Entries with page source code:
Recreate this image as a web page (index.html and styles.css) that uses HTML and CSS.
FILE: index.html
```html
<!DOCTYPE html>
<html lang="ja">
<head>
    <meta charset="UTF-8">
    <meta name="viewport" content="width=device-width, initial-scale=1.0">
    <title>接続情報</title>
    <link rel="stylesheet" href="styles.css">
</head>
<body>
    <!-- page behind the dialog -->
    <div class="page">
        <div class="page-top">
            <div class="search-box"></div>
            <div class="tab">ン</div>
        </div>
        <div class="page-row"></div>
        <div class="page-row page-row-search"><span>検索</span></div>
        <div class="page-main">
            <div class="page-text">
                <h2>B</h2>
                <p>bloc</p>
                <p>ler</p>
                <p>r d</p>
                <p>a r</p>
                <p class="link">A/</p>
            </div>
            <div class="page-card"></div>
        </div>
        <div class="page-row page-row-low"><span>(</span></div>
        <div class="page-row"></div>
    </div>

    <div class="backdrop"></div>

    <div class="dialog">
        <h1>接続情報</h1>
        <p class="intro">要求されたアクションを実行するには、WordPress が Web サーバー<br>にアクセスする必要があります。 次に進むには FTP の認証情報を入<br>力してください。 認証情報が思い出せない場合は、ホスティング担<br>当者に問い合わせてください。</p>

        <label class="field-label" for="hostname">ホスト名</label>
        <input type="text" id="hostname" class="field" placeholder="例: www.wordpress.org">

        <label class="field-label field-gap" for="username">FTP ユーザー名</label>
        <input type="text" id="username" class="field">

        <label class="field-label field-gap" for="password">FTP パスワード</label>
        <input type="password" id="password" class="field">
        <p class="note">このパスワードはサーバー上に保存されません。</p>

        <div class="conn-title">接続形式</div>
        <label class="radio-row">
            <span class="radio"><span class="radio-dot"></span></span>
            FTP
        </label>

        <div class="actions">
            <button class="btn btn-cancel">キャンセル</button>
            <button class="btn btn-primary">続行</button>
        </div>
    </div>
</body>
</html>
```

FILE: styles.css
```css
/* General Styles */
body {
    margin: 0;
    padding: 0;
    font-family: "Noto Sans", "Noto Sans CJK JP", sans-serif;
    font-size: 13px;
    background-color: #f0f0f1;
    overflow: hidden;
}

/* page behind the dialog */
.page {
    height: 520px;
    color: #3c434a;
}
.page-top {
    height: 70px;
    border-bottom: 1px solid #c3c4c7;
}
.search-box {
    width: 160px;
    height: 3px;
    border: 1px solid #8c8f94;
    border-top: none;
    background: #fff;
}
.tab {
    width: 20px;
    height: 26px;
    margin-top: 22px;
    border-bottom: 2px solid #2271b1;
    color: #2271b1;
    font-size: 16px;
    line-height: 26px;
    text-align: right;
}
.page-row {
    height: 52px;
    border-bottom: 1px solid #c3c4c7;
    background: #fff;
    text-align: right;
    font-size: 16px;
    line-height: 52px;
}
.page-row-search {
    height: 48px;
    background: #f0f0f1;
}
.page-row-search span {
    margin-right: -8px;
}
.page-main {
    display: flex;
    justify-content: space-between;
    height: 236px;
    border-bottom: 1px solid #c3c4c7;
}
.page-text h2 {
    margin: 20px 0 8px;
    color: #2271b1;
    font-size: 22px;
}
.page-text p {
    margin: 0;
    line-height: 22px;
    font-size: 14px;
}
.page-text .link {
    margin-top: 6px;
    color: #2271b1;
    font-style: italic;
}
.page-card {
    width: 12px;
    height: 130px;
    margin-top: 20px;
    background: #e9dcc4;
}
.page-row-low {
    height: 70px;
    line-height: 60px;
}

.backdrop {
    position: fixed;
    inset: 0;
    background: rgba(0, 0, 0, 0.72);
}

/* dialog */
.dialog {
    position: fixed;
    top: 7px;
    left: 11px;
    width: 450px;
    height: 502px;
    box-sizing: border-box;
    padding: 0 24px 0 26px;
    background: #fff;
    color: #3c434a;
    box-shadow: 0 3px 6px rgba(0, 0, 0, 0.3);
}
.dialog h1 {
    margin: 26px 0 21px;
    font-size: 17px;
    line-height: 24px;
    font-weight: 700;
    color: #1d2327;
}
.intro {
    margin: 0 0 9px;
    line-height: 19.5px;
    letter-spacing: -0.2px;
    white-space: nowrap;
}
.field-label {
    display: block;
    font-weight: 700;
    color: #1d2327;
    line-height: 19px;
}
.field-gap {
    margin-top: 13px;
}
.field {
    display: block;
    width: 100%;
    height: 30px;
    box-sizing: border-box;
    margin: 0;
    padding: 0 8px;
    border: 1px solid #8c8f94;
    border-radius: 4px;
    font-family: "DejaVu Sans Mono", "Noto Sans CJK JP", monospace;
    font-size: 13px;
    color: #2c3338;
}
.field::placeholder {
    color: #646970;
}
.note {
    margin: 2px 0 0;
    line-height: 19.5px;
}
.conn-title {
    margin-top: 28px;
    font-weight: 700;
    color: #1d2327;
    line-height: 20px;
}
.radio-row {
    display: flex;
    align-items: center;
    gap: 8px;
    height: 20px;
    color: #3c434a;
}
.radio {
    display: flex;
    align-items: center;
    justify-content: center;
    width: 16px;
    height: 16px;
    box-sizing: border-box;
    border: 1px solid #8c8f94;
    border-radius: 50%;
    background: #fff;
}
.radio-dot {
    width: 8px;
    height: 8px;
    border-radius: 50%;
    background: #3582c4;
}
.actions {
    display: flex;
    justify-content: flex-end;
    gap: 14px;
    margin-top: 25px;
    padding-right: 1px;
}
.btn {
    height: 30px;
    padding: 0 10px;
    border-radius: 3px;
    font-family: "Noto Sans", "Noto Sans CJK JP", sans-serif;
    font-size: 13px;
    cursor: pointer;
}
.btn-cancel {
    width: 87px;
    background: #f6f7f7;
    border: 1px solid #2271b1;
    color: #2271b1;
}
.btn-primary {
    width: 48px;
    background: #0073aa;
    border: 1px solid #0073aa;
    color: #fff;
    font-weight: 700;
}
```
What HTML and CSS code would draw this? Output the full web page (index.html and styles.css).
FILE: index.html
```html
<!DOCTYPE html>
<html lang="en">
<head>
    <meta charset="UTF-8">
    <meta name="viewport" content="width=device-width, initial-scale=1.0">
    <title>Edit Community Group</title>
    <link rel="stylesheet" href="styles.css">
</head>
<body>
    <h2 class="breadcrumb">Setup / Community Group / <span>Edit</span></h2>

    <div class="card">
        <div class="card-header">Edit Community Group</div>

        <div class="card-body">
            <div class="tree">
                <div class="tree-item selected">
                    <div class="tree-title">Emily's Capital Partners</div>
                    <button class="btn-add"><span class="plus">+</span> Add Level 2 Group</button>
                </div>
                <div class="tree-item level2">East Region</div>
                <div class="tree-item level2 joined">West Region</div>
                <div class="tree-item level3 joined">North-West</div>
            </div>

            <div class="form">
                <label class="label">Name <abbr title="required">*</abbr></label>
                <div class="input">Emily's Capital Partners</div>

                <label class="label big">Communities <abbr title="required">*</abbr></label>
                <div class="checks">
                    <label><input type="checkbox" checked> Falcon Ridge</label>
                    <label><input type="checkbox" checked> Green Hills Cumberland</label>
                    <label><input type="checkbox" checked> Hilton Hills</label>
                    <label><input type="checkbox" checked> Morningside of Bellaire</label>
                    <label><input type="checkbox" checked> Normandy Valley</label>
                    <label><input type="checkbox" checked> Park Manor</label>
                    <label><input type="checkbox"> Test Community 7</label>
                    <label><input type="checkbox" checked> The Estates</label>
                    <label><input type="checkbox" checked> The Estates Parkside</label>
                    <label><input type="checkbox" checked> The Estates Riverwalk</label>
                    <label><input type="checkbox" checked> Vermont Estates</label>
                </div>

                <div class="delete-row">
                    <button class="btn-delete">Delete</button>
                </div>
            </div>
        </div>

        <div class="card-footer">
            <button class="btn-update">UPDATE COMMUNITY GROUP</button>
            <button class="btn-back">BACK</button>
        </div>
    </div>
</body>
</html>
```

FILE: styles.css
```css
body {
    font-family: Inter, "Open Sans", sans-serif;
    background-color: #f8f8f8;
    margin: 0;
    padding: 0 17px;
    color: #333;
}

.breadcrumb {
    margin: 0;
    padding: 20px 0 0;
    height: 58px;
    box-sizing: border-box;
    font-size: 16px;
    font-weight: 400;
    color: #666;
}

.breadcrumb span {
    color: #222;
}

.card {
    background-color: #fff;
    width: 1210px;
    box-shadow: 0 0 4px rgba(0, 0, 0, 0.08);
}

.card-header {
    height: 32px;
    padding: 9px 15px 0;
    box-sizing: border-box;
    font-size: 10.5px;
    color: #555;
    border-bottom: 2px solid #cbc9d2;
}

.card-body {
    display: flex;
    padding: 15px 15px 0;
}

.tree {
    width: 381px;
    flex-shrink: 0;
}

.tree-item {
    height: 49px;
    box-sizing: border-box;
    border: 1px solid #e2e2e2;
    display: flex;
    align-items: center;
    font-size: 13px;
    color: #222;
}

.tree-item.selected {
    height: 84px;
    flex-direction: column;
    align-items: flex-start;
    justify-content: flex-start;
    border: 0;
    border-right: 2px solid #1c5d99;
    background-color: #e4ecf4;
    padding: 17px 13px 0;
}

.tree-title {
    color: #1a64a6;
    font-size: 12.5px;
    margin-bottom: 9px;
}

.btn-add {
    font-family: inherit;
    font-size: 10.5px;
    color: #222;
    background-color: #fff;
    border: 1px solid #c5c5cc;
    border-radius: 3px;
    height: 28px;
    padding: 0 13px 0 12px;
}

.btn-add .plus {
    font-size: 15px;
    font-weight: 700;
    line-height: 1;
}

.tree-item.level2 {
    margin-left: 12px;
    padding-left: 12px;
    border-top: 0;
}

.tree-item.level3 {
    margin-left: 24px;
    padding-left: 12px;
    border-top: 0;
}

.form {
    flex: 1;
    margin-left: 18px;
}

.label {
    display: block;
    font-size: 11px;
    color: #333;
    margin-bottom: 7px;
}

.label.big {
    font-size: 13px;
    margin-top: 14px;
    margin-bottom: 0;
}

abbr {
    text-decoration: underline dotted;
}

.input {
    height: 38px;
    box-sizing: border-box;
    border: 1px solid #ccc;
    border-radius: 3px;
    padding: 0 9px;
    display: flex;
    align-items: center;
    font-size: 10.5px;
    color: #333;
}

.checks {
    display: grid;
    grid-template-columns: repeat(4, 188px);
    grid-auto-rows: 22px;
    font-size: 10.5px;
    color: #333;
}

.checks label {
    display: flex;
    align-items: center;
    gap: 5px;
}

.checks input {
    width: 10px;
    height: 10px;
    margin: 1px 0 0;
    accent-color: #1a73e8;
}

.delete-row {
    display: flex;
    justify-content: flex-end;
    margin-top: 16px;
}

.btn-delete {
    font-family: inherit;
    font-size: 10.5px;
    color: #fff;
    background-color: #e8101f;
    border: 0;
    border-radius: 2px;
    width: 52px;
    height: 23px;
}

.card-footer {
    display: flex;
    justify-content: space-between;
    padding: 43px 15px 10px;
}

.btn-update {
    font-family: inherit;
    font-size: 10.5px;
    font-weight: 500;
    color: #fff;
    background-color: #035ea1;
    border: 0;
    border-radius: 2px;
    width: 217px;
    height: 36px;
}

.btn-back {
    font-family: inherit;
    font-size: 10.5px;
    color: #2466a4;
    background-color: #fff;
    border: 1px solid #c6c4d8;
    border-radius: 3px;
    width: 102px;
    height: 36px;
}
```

→ **EXERCISE PROMPT**: Copy out every line from the data above that has "index" in it.

→ **RESULT OF THE EXERCISE**:
Recreate this image as a web page (index.html and styles.css) that uses HTML and CSS.
FILE: index.html
What HTML and CSS code would draw this? Output the full web page (index.html and styles.css).
FILE: index.html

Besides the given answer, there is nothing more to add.